When you have watched so much TV you are swivel-eyed and deranged. Just one more won’t hurt will it? Just one little episode…it will be fine…you in no way look mad with the crisp crumbs and the imprint of the slogan cushion on your face. Not at all.
New skincare high
Is this the product that is finally going to reverse the process? And for a blissful second, it is. The pop of the jar and the way it looks on the shelf. It’s enough to make you contemplate becoming a skinfluencer. You may even practice in the mirror – should you get a ring light? You know, one of those halo things that make you look like a sort of Kardashian-lite. Then there’s a weird bit when you decide what to do with the metal foil – do you lick it, chuck it away or scrape off of what’s on the top. Incidentally does anyone else get weirdly resentful of nearly finished pots and tubes of cream? Like hurry up and die already. And also…how can you leave me?

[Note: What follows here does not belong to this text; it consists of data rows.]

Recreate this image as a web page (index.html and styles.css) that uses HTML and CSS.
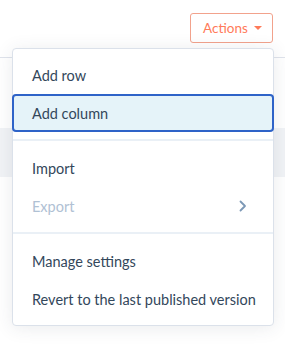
FILE: index.html
```html
<!DOCTYPE html>
<html>
<head>
<meta charset="utf-8">
<link rel="stylesheet" href="styles.css">
</head>
<body>
<div class="page">
  <div class="toolbar">
    <button class="actions-btn">Actions <span class="caret"></span></button>
  </div>
  <div class="table">
    <div class="table-head"></div>
    <div class="table-row"></div>
    <div class="table-row alt"></div>
  </div>
  <div class="menu">
    <div class="item">Add row</div>
    <div class="item active">Add column</div>
    <div class="divider"></div>
    <div class="item">Import</div>
    <div class="item disabled">Export
      <svg class="chev" width="8" height="12" viewBox="0 0 8 12"><path d="M1.5 1.5 L6 6 L1.5 10.5" fill="none" stroke="#7c98b6" stroke-width="1.8" stroke-linecap="round" stroke-linejoin="round"/></svg>
    </div>
    <div class="divider"></div>
    <div class="item">Manage settings</div>
    <div class="item">Revert to the last published version</div>
  </div>
</div>
</body>
</html>
```
FILE: styles.css
```css
* { box-sizing: border-box; }
html, body { margin: 0; padding: 0; background: #fff; }
body {
  font-family: "Lato", "Liberation Sans", sans-serif;
  color: #33475b;
  width: 285px;
  height: 345px;
  overflow: hidden;
}
.page { position: relative; height: 345px; }
.toolbar {
  display: flex;
  justify-content: flex-end;
  padding: 13px 12px 0 0;
}
.actions-btn {
  width: 83px;
  height: 30px;
  border: 1px solid #f2a28c;
  border-radius: 3px;
  background: #fff;
  color: #ff7a59;
  font-family: inherit;
  font-size: 13.5px;
  display: flex;
  align-items: center;
  justify-content: center;
  gap: 6px;
  padding: 0 0 0 2px;
}
.caret {
  width: 0; height: 0;
  border-left: 4px solid transparent;
  border-right: 4px solid transparent;
  border-top: 4px solid #ff7a59;
}
.table-head { height: 15px; border-bottom: 1px solid #dfe3eb; }
.table-row { height: 70px; }
.table-row.alt { height: 49px; background: #f1f3f6; }
.menu {
  position: absolute;
  top: 48px;
  left: 12px;
  width: 262px;
  background: #fff;
  border: 1px solid #dbe1ea;
  border-radius: 4px;
  padding: 7px 0 7px;
  box-shadow: 0 2px 18px rgba(45, 62, 80, 0.10);
}
.item {
  height: 38px;
  display: flex;
  align-items: center;
  justify-content: space-between;
  padding: 0 4px 0 17px;
  font-size: 14.5px;
  white-space: nowrap;
  border: 2px solid transparent;
  border-radius: 4px;
}
.item.active {
  background: #e5f3f9;
  border-color: #2e63c8;
  margin: 0 -1px;
  padding-left: 18px;
}
.item.disabled { color: #b0c1d4; }
.chev { display: block; margin-right: 20px; }
.divider { height: 2px; background: #eaf0f6; margin: 7px 0 8px; }
```
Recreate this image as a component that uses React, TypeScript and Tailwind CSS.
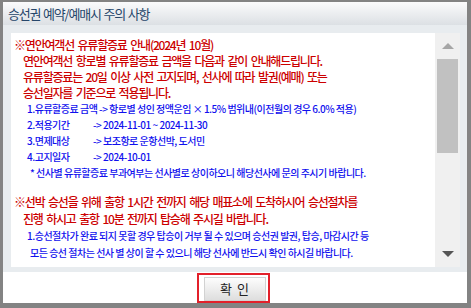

The smell of it. The possibility. The thickness of the pages. The texture of the cover. All the potential. The deliciousness. It’s narcotic. And then come all the lows. The mess. The guilt over expensive ingredients you will only use once like the massive jar of preserved lemons and the precious pots of obscure spices. The mess. The burnings. The realisation that all your pans are horrible and encrusted. The oven needs cleaning – that’s definitely going to happen. Deliveroo is less traumatic. So you wipe the cookbook and put it away. Except there is nowhere to put it so it goes on the sticky pile of other cookbooks that teeter threateningly at you while you who’ve another ready-made cottage pie in the filthy fucking oven.